Présidentielle en Ouganda: l’opposant Bobi Wine arrêté après s’être enregistré comme candidat

Le musicien et député ougandais Bobi Wine (au centre) lors d'une manifestation

Le populaire chanteur Bobi Wine, principal adversaire du président Yoweri Museveni à la présidentielle de 2021 en Ouganda, a été arrêté mardi et retenu plusieurs heures à son domicile par la police, immédiatement après avoir enregistré sa candidature.

A sa sortie de la Commission électorale, des policiers en uniforme ont brisé les vitres de la voiture de M. Wine, député de 38 ans, l’en ont sorti, puis l’ont embarqué dans un véhicule qui a démarré, selon des images diffusées en direct à la télévision.

Selon David Lewis Rubongoya, secrétaire général de la Plateforme de l’Unité nationale (NUP), parti de Bobi Wine – nom d’artiste de Robert Kyagulanyi -, celui-ci a été ramené sous la contrainte à son domicile.

M. Wine a affirmé à l’AFP par téléphone avoir été retenu sur place, durant plusieurs heures, à l’intérieur d’un véhicule de police, et y avoir été torturé.
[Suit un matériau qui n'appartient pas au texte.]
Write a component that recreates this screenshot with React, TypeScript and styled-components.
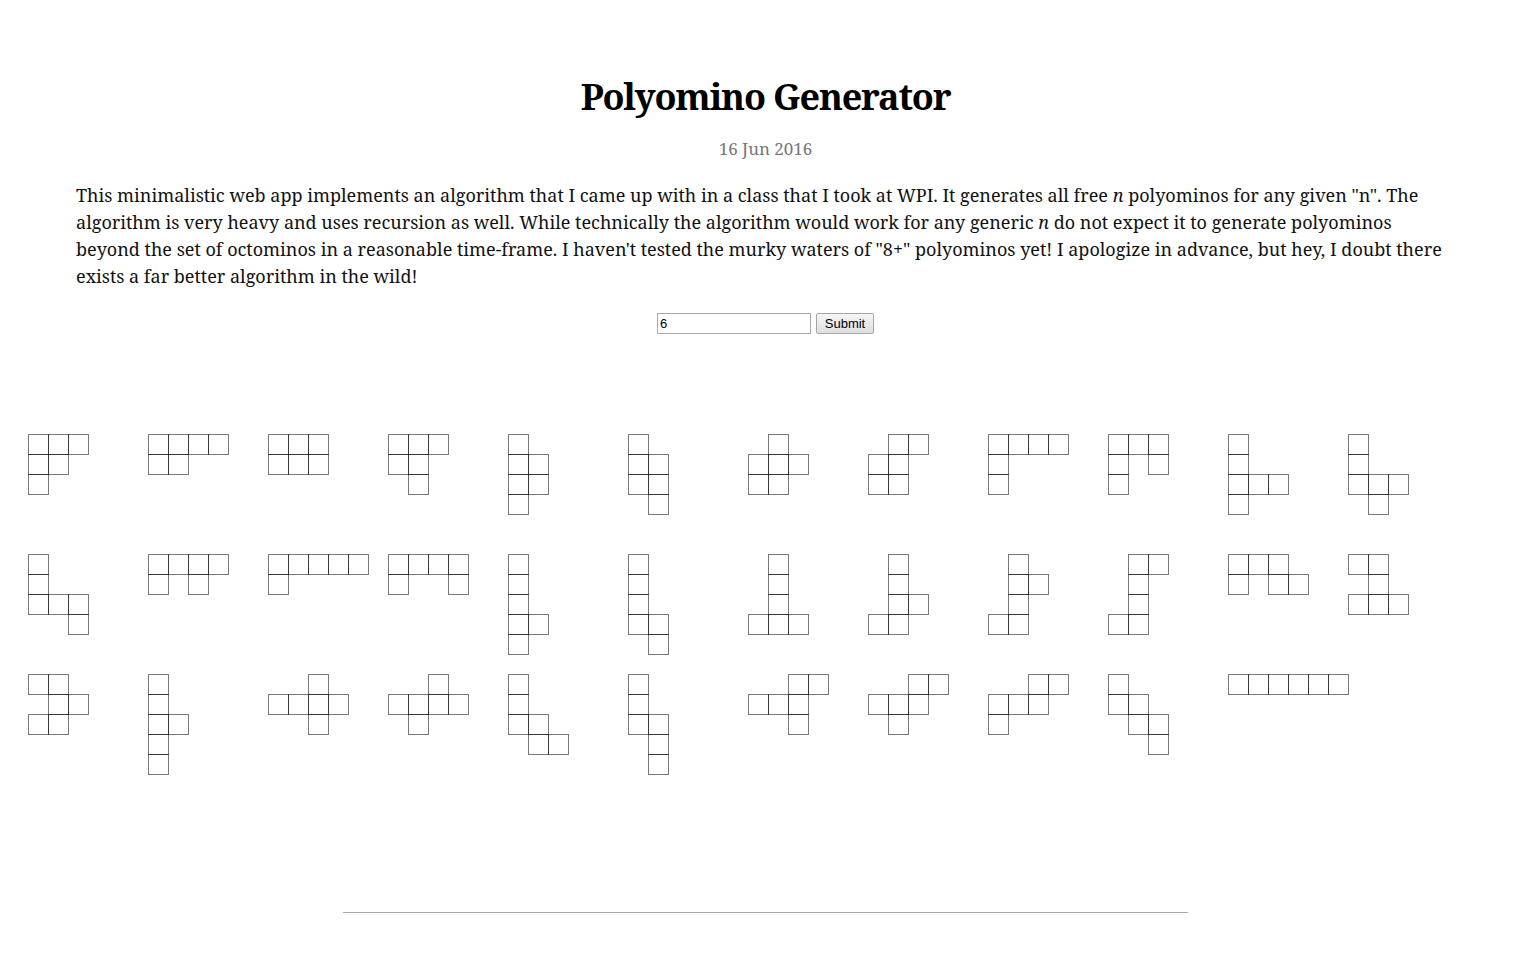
import React from "react";
import styled, { createGlobalStyle } from "styled-components";

const GlobalStyle = createGlobalStyle`
  html, body { margin: 0; padding: 0; background: #fff; }
  body { font-family: "Noto Serif", "DejaVu Serif", serif; color: #111; }
`;

type Cell = [number, number];

const SHAPES: Cell[][] = [
  [[0,0],[1,0],[2,0],[0,1],[1,1],[0,2]],
  [[0,0],[1,0],[2,0],[3,0],[0,1],[1,1]],
  [[0,0],[1,0],[2,0],[0,1],[1,1],[2,1]],
  [[0,0],[1,0],[2,0],[0,1],[1,1],[1,2]],
  [[0,0],[0,1],[1,1],[0,2],[1,2],[0,3]],
  [[0,0],[0,1],[1,1],[0,2],[1,2],[1,3]],
  [[1,0],[0,1],[1,1],[2,1],[0,2],[1,2]],
  [[1,0],[2,0],[0,1],[1,1],[0,2],[1,2]],
  [[0,0],[1,0],[2,0],[3,0],[0,1],[0,2]],
  [[0,0],[1,0],[2,0],[0,1],[2,1],[0,2]],
  [[0,0],[0,1],[0,2],[1,2],[2,2],[0,3]],
  [[0,0],[0,1],[0,2],[1,2],[2,2],[1,3]],

  [[0,0],[0,1],[0,2],[1,2],[2,2],[2,3]],
  [[0,0],[1,0],[2,0],[3,0],[0,1],[2,1]],
  [[0,0],[1,0],[2,0],[3,0],[4,0],[0,1]],
  [[0,0],[1,0],[2,0],[3,0],[0,1],[3,1]],
  [[0,0],[0,1],[0,2],[0,3],[1,3],[0,4]],
  [[0,0],[0,1],[0,2],[0,3],[1,3],[1,4]],
  [[1,0],[1,1],[1,2],[0,3],[1,3],[2,3]],
  [[1,0],[1,1],[1,2],[2,2],[0,3],[1,3]],
  [[1,0],[1,1],[2,1],[1,2],[0,3],[1,3]],
  [[1,0],[2,0],[1,1],[1,2],[0,3],[1,3]],
  [[0,0],[1,0],[2,0],[0,1],[2,1],[3,1]],
  [[0,0],[1,0],[1,1],[0,2],[1,2],[2,2]],

  [[0,0],[1,0],[1,1],[2,1],[0,2],[1,2]],
  [[0,0],[0,1],[0,2],[1,2],[0,3],[0,4]],
  [[2,0],[0,1],[1,1],[2,1],[3,1],[2,2]],
  [[2,0],[0,1],[1,1],[2,1],[3,1],[1,2]],
  [[0,0],[0,1],[0,2],[1,2],[1,3],[2,3]],
  [[0,0],[0,1],[0,2],[1,2],[1,3],[1,4]],
  [[2,0],[3,0],[0,1],[1,1],[2,1],[2,2]],
  [[2,0],[3,0],[0,1],[1,1],[2,1],[1,2]],
  [[2,0],[3,0],[0,1],[1,1],[2,1],[0,2]],
  [[0,0],[0,1],[1,1],[1,2],[2,2],[2,3]],
  [[0,0],[1,0],[2,0],[3,0],[4,0],[5,0]],
];

const Page = styled.div`
  padding: 0 62px 0 76px;
`;

const Header = styled.header`
  text-align: center;
  padding-top: 72px;
`;

const Title = styled.h1`
  margin: 0;
  font-size: 36px;
  line-height: 50px;
  font-weight: 700;
  letter-spacing: -1.2px;
  color: #000;
`;

const DateLine = styled.div`
  margin-top: 15px;
  font-size: 17px;
  line-height: 24px;
  color: #777;
`;

const Intro = styled.p`
  margin: 21px 0 0;
  font-size: 18px;
  line-height: 27px;
  color: #111;
  em { font-style: italic; }
`;

const Form = styled.form`
  display: flex;
  justify-content: center;
  align-items: center;
  gap: 5px;
  margin-top: 23px;
`;

const NumberInput = styled.input`
  box-sizing: border-box;
  width: 154px;
  height: 21px;
  border: 1px solid #a9a9a9;
  padding: 1px 2px;
  font-family: "Liberation Sans", Arial, sans-serif;
  font-size: 13px;
  color: #000;
  outline: none;
`;

const SubmitButton = styled.button`
  box-sizing: border-box;
  width: 58px;
  height: 21px;
  border: 1px solid #a6a6a6;
  border-radius: 2px;
  background: linear-gradient(#f6f6f6, #dedede);
  font-family: "Liberation Sans", Arial, sans-serif;
  font-size: 13px;
  color: #000;
  padding: 0;
`;

const Grid = styled.div`
  display: flex;
  flex-wrap: wrap;
  padding: 0 0 0 28px;
  margin-top: 100px;
`;

const Slot = styled.div`
  width: 120px;
  height: 120px;
`;

const ShapeSvg = styled.svg`
  display: block;
  overflow: visible;
`;

const Footer = styled.div`
  display: flex;
  justify-content: center;
  padding: 118px 0 47px;
`;

const Rule = styled.hr`
  width: 845px;
  margin: 0 0 0 14px;
  border: 0;
  border-top: 1px solid #aaa;
`;

function Polyomino({ cells }: { cells: Cell[] }) {
  return (
    <Slot>
      <ShapeSvg width={121} height={121} viewBox="0 0 121 121">
        {cells.map(([x, y], i) => (
          <rect
            key={i}
            x={x * 20 + 0.5}
            y={y * 20 + 0.5}
            width={20}
            height={20}
            fill="none"
            stroke="rgba(0,0,0,0.53)"
            strokeWidth={1}
          />
        ))}
      </ShapeSvg>
    </Slot>
  );
}

export default function App() {
  return (
    <>
      <GlobalStyle />
      <Page>
        <Header>
          <Title>Polyomino Generator</Title>
          <DateLine>16 Jun 2016</DateLine>
        </Header>
        <Intro>
          This minimalistic web app implements an algorithm that I came up with in a class that I took at WPI. It generates all free <em>n</em> polyominos for any given "n". The algorithm is very heavy and uses recursion as well. While technically the algorithm would work for any generic <em>n</em> do not expect it to generate polyominos beyond the set of octominos in a reasonable time-frame. I haven't tested the murky waters of "8+" polyominos yet! I apologize in advance, but hey, I doubt there exists a far better algorithm in the wild!
        </Intro>
        <Form onSubmit={(e) => e.preventDefault()}>
          <NumberInput type="text" defaultValue="6" />
          <SubmitButton type="submit">Submit</SubmitButton>
        </Form>
      </Page>
      <Grid>
        {SHAPES.map((s, i) => (
          <Polyomino key={i} cells={s} />
        ))}
      </Grid>
      <Footer>
        <Rule />
      </Footer>
    </>
  );
}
Les policiers ont quitté ensuite l’enceinte de son domicile, mais restent fortement déployés dans le quartier, a-t-il ajouté.

“La torture, le tabassage ont eu lieu dans le véhicule de police où j’ai été détenu pendant près de trois heures”, a-t-il expliqué. “Ils m’ont aspergé de gaz lacrymogène (…) un métal brûlant a été placé dans mes mains, j’ai des cicatrices partout, tout mon corps souffre”, a-t-il ajouté, promettant de “ne pas abandonner”.
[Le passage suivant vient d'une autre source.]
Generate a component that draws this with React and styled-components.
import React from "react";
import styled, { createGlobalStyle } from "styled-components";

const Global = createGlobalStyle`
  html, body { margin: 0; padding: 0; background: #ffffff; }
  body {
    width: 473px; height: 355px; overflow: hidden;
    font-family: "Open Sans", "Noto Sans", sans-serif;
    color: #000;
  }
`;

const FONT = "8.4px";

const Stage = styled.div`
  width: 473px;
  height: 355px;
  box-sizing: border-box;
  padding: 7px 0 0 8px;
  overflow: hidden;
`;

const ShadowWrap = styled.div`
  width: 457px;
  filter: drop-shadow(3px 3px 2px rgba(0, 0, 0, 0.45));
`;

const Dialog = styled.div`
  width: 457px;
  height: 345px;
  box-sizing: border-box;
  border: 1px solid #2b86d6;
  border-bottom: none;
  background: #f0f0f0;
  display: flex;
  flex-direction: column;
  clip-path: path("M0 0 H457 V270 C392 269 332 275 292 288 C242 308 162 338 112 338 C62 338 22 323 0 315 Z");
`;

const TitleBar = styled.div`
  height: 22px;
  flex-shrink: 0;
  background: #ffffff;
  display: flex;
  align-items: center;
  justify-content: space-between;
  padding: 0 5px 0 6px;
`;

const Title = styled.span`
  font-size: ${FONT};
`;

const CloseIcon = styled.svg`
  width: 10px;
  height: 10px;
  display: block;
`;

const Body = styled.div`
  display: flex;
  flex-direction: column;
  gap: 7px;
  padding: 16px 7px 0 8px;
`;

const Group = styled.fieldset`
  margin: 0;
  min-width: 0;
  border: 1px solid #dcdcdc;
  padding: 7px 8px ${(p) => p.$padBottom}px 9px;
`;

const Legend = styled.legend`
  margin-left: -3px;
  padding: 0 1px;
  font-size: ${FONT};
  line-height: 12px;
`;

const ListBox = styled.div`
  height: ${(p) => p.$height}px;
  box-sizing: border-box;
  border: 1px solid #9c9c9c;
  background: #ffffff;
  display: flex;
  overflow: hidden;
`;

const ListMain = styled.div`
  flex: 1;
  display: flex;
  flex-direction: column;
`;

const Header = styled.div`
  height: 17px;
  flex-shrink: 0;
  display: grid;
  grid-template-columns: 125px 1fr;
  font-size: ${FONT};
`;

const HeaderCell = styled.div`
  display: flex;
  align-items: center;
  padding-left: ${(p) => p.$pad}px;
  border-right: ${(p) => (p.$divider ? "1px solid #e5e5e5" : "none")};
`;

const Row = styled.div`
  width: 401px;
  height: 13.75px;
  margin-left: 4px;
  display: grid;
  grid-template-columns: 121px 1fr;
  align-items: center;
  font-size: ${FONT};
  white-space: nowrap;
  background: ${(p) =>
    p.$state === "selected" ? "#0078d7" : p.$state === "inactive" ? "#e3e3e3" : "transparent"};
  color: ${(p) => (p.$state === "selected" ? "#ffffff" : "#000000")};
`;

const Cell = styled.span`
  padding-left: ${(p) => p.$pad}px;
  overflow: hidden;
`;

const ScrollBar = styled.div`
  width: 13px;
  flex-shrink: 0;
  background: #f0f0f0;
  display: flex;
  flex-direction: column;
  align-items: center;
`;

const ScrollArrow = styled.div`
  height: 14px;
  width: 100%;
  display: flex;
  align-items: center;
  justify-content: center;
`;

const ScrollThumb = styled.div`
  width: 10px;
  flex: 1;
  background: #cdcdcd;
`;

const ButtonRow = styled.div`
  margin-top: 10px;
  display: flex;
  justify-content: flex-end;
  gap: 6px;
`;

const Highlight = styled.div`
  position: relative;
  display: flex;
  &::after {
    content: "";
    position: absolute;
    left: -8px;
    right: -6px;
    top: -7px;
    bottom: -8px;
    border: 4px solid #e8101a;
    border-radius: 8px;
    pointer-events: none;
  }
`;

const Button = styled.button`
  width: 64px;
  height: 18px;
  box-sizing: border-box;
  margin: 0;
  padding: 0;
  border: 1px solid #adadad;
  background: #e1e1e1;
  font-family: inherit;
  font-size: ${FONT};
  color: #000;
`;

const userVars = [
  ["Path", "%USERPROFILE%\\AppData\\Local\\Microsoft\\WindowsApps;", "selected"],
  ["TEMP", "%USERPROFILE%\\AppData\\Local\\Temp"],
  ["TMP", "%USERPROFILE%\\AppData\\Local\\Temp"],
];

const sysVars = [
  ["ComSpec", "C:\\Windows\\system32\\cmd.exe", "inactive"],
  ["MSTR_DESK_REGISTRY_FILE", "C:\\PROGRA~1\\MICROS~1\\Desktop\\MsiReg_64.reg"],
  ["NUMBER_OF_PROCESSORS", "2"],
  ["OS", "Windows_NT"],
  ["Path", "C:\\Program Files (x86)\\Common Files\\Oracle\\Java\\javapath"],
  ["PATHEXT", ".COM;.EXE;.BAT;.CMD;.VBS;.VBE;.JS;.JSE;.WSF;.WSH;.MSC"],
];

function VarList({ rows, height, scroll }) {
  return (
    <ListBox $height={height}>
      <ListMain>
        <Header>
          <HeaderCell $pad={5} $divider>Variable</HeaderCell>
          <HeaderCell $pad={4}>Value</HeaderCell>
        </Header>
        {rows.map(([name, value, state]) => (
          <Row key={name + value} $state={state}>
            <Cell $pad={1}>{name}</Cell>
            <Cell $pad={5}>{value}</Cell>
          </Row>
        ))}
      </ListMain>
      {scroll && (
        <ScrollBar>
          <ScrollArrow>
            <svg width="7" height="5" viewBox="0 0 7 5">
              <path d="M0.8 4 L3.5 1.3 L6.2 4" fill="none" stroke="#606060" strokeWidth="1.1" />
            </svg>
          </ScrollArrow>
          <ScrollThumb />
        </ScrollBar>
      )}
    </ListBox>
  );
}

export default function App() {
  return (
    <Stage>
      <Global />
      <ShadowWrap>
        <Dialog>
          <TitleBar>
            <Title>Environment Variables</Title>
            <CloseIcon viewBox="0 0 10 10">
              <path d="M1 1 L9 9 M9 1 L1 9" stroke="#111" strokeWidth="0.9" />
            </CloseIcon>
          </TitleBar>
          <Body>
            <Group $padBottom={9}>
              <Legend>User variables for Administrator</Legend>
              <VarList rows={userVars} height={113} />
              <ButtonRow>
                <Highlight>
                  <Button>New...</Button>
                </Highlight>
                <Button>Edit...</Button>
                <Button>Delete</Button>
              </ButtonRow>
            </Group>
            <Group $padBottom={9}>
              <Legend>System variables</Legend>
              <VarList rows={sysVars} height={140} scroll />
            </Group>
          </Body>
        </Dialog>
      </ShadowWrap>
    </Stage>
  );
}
Durant la journée, armée et police avaient bloqué les rues menant au domicile du député et chanteur, star dans son pays, et “tiré des gaz lacrymogènes pour disperser ses partisans”, rassemblés devant son domicile, avait également déclaré David Lewis Rubongoya.

Interrogé par l’AFP dans la journée, le porte-parole de la police de Kampala, Patrick Onyango, avait refusé de confirmer l’arrestation de M. Wine ou de commenter spécifiquement l’action de la police contre lui à la sortie de la Commission électorale, indiquant simplement que l’opposant se “trouvait à son domicile”.

“La police a mis en garde tous les candidats à la présidentielle contre toute infraction aux directives arrêtées par la commission électorale et la police, mais Bobi Wine avait appelé ses partisans à défiler, contrevenant aux mesures de lutte contre le Covid-19”, a néanmoins expliqué le porte-parole, “toute mesure prise par la police à cet égard était justifiée”.

– “C’est dégoûtant” –

Lundi, M. Wine avait dit espérer que la police se comporte avec ses partisans “de la même façon” qu’avec ceux de M. Museveni, qui avaient pu se rassembler la veille sur le chemin emprunté par le chef de l’Etat pour aller enregistrer sa candidature.

Yoweri Museveni, 76 ans, au pouvoir depuis 1986, briguera début 2021 un sixième mandat.

Un autre candidat, Patrick Oboi Amuriat, est arrivé mardi à la Commission électorale dans un véhicule de police, dont il est sorti, devant les caméras, débraillé et sans chaussures.

Il a indiqué à l’AFP avoir été contraint de monter dans ce véhicule: “on m’a enlevé mes chaussures, je suis en chaussettes, mon costume a été souillé”, a-t-il montré, “c’est dégoûtant (…) mais c’était prévisible de la part d’un régime décidé à tout prix à s’accrocher sans vergogne au pouvoir”.

“Si on peut me maltraiter moi, un candidat à la présidentielle allant s’enregistrer, comment traitent-ils les sans-voix?”, a souligné M. Amuriat, candidat du Forum pour le changement démocratique (FDC), parti de Kizza Besigye, opposant historique à M. Museveni.

Le porte-parole de la police de Kampala a justifié que M. Amuriat soit amené par la police car il avait également prévu d’organiser un défilé “à l’encontre des directives électorales” liées au Covid-19″.

“En ce qui concerne la perte de ses chaussures, c’est une question qui doit faire l’objet d’une enquête”, a-t-il ajouté.